Critique : Le cinéma ne cesse de nous surprendre. Il paraît pour le moins étonnant que l’œuvre de Tanaka, pourtant mise en valeur en tant qu’actrice, ait été oubliée à ce point dès lors qu’elle fut réalisatrice. En effet, jamais il n’a été possible de voir ses films en France. Cet angle de vue met en relief l’extrême solitude, et l’absolue injustice dont elle a souffert : elle demeure la seule japonaise qui fut active à l’époque, et fut bien peu mise en valeur pour cela. Invisibilisation du travail d’une femme ? Cela y ressemble fortement.
Si cet oubli eut lieu a posteriori, que dire des réactions des pontes de l’industrie lorsque Tanaka, alors immense actrice pour tous les grands studios, annonce qu’elle veut passer derrière la caméra. On la prit pour une folle. On craignit la lubie passagère. Mais Tanaka n’en démord pas. Alors qu’aucune – strictement aucune – femme n’exerce le métier de réalisatrice dans les studios à l’époque, elle entame une autre carrière. D’abord troisième assistante réalisatrice, elle enchaîne avec son premier long : Lettre d’amour (1953). Cela se déroule sous l’œil réprobateur du maître Kenji Mizoguchi, immense cinéaste, qu’on ne saluera pas pour son ouverture d’esprit à ce moment, tant il essaya d’empêcher son actrice fétiche – Tanaka joue dans une quinzaine de ses films - de réaliser.
- © 2022 Carlotta Films
En découvrant Mademoiselle Ogin, on bénit Tanaka pour son abnégation. Non seulement elle réalisa six films alors qu’on lui prédisait qu’un seul serait impossible, mais en plus, Mademoiselle Ogin, son dernier, est somptueux.

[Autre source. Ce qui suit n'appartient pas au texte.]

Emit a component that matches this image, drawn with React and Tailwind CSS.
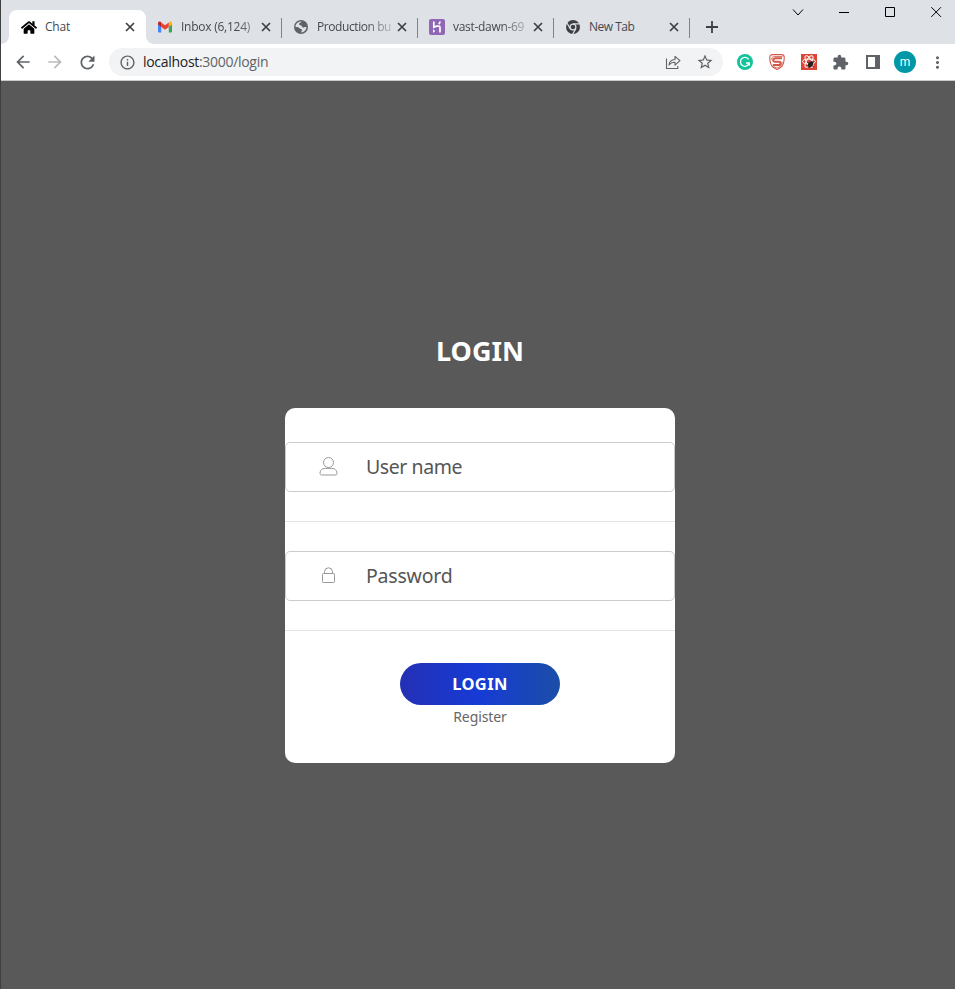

Certes, cette histoire d’amour impossible en surprendra bien peu, mais le scénario a ceci d’intéressant qu’il étoffe ses personnages, et permet de s’y attacher. Surtout, c’est la précision et la maîtrise de Tanaka qui émerveillent. Certains plans ont l’aura des grands tableaux, et quelques mouvements de caméra gracieux dynamisent une mise scène élégante, jamais lassante. Pour preuve, Tanaka prend quelques libertés avec la caméra, par exemple dans son introduction avec un travelling sur grue assez audacieux. C’est d’ailleurs cet adjectif qui caractérise tout son film. Le choix de certains cadres ne laisse pas insensible, et Tanaka arrive à filmer en décors intérieurs comme extérieurs, avec la même fluidité. La couleur prend toute sa place, et dévoile des costumes magnifiques, dans la longue tradition des films de costumes japonais, dont on a tous des images en tête, avec Akira Kurosawa par exemple.
Elle parvient à retranscrire le trouble de cette jeune femme, épouse d’un mari qu’elle n’aime pas. Le vertige amoureux est souligné par une musique on ne peut plus classique, certes, et les cinquante ans qui nous séparent de l’œuvre pourront en gêner plus d’un.
Reste un moment délicat, qu’il convient de s’octroyer en allant voir Mademoiselle Ogin au cinéma.